El ciudadano atento
Mutilados y útiles
Dr. Luis Muñoz Fernández
El pasado lunes 17 de octubre se conmemoró el Día Internacional para la Erradicación de la Pobreza, cuyo tema para el período 2022-2023 es “Dignidad para todos en la práctica: los compromisos que asumimos juntos por la justicia social, la paz y el planeta”. Es un bonito lema que choca frontalmente con la realidad. No hay dignidad posible para los millones de pobres en todo el mundo, cuyo número en México rebasa la mitad de toda la población. Es el gran mentís al discurso gubernamental que, poniendo a los pobres en el centro e instrumentando la dádiva como estrategia de acarreo, no ha sido capaz de frenar el incremento de este sector mayoritario de los mexicanos.

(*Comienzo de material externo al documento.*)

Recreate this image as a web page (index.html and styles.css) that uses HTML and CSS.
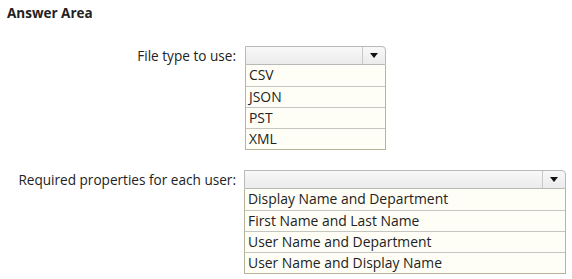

Incluso los países que ostentan la eufónica etiqueta de “estados de bienestar” han logrado erradicar la pobreza ni han podido implementar mecanismos eficaces para paliarla. Así lo documenta la escritora Sara Mesa en su crónica “Silencio Administrativo. La pobreza en el laberinto burocrático”, donde relata esa ineficacia estatal para atender con prontitud a Carmen, una indigente sevillana con un largo historial de desgracias a cuestas: “sin raíces familiares, pobre, maltratada, agredida sexualmente, exdrogadicta, expresidiaria, exprostituta, madre sin hijo, discapacitada, enferma y sin techo”. A propósito de esto último, aprendí al leer a Sara Mesa una palabra que todavía no está en el diccionario, pero que define la condición de aquellos a los que llamamos vagabundos: sinhogarismo.
También hace una fuerte crítica a algunas de nuestras actitudes ante los pobres:
“La pobreza es fea, es difícil de mirar. Es incómoda. Se puede ser pobre pero decente: esto lo hemos escuchado muchas veces. Pobre pero limpio. Pobre pero honrado. Pobre pero sin vicios. ‘Pero’: la mala leche de la conjunción adversativa. Esa perfección, esa limpieza, que se le exige a los más pobres.
Los queremos beatíficos, agradecidos, puros de corazón, impecables. Que no digan una palabra más alta que la otra. Que den siempre las gracias y no insistan. Que se acerquen un poco pero que se retiren enseguida. Que gasten nuestras limosnas en lo que nosotros decidamos que se las deben gastar. Que no haya una sola tacha en su pasado, ni un desliz”.
A través de las peripecias de Carmen para acceder a la llamada “renta mínima” que ofrece el gobierno a los indigentes como ella, que le llegará demasiado tarde y será insuficiente para atender sus necesidades más apremiantes, Sara Mesa desnuda la perversidad del laberinto burocrático para obtenerla:
“El laberinto burocrático no considera la precariedad de la vida de decenas de miles de personas que no tienen un hogar estable o ni siquiera tienen hogar… El silencio administrativo es unilateral, porque a la otra parte se le exige comunicación constante, veraz, rápida y eficiente.
El laberinto burocrático tiene el poder de callar apelando a sus razones –«falta personal», «faltan recursos», «se han retrasado las partidas», «las ayudas son nuevas», «estamos definiendo los criterios», «estamos saturados» …
Sin embargo, no hay razones válidas para el silencio de la otra parte –«me cortaron la línea de teléfono y no pude recibir su llamada», «no me dio tiempo a pedir el papel que me dijeron», «no entendí que papel era necesario y mandé otro por error», «no tenía dinero para tomar el autobús y hacer trámites», «me escribieron a la dirección de la que me echaron por no pagar»», «estoy enfermo y nadie me está ayudando».
Esto no cambiará mientras atendamos solamente las manifestaciones y no la raíz de la pobreza. Como el médico que sólo trata los síntomas sin cambiar las condiciones que originan la enfermedad. En este caso, el origen de la enfermedad es la desigualdad. En la realidad pura y dura, con una meritocracia anulada por la corrupción y el amiguismo, las oportunidades no son las mismas para todos. De ahí hay que partir.